NOTE: If you still have old Blender package in system, there may be duplicated app icons.

Remove Blender:

To uninstall Blender installed via previous steps, simply remove the folder under /opt directory via command:

sudo rm -R /opt/blender

And remove the app shortcut file via:

rm ~/.local/share/applications/blender.desktop

In case you didn’t change the ownership, add sudo at the beginning to get pass permission issue.


I'm a freelance blogger who started using Ubuntu in 2007 and wishes to share my experiences and some useful tips with Ubuntu beginners and lovers. Please comment to let me know if the tutorial is outdated! And, notify me if you find any typo/grammar/language mistakes. English is not my native language. Contact me via Buy me a coffee:

10 responses to How to Install the Latest Blender in Ubuntu via Official Linux Tarball

  1. SAHAINI BIN AHMAD SAFIAN December 10, 2021 at 7:14 am

    TQ. Nice tut

  2. very helpful. I’m a Windows user who is just trying to get graphics applications to run under Windows subsystem for Linux Ubuntu. sudo apt was only getting me old versions of Blender. snap is not yet working reliably on WSL2 because of daemon issues (I think). You are teaching me good command line basics.

    Blender starts, but because WSL2 is still not running gnome, I’ve been stuck typing the whole path /opt/blender/blender until I learn how to add a command line alias to start from bash. Any insights?

    • Anonymous Coward January 13, 2022 at 7:36 pm

      ln -s /opt/blender/blender ~/bin

      This should create a symbolic link to the blender binary and put it in ~/bin (which is probably in your default PATH)

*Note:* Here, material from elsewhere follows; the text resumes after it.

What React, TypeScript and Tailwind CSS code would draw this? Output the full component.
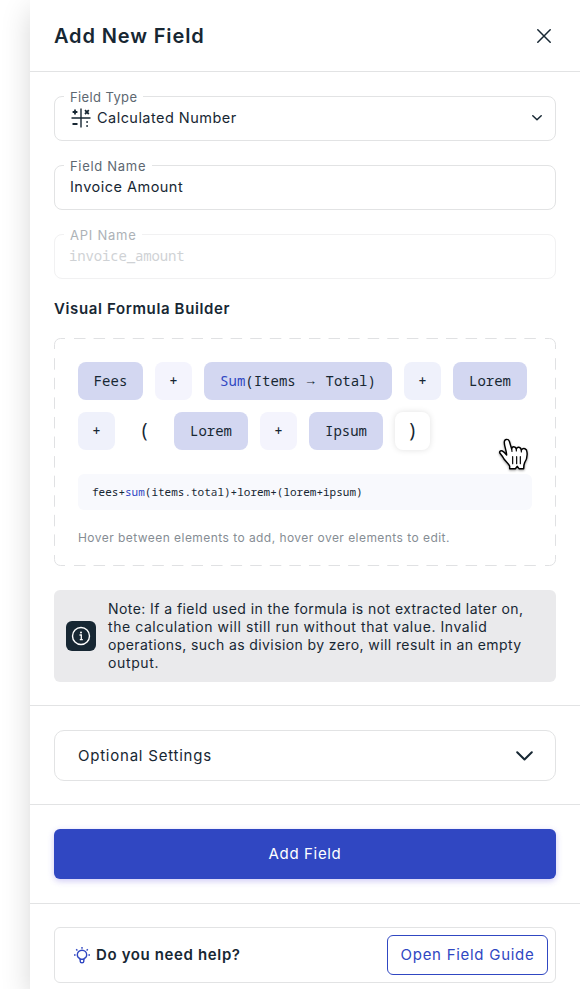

  3. thank you so much your ubuntu hand book is ALWAYS very usefull

  4. Oh my god after sifting through broken bs tutorials for like an hour this tutorial saved me so much headache thank you so much

  5. Thank you so much it was very helpful

  6. I didn’t realize that thomas ppa is unactive. Thank you for detail explanatoin about how to install from the tarbal

  7. you are so real for this tutorial

  8. Thanks for the instructions – simple and to the point with out the gibberish to show how smart you that so many think is required

  9. thanks! blender installed via pack on my ubuntu (22.04), and the same on the ubuntu 24 version, has not been working accent keys, but like “á, ã, â, common in my language. in addition, many shortcuts, such as “/’ also do not work. i will try via tar… but it’s the kind of thing that discourages me. all the software I’ve tried to install on ubuntu, such as Krita, Opera, etc. has shown problems. even a simple firewall needs command lines to be installed. as a new Linux user, I’ve been very discouraged by the complexity of running simple programs.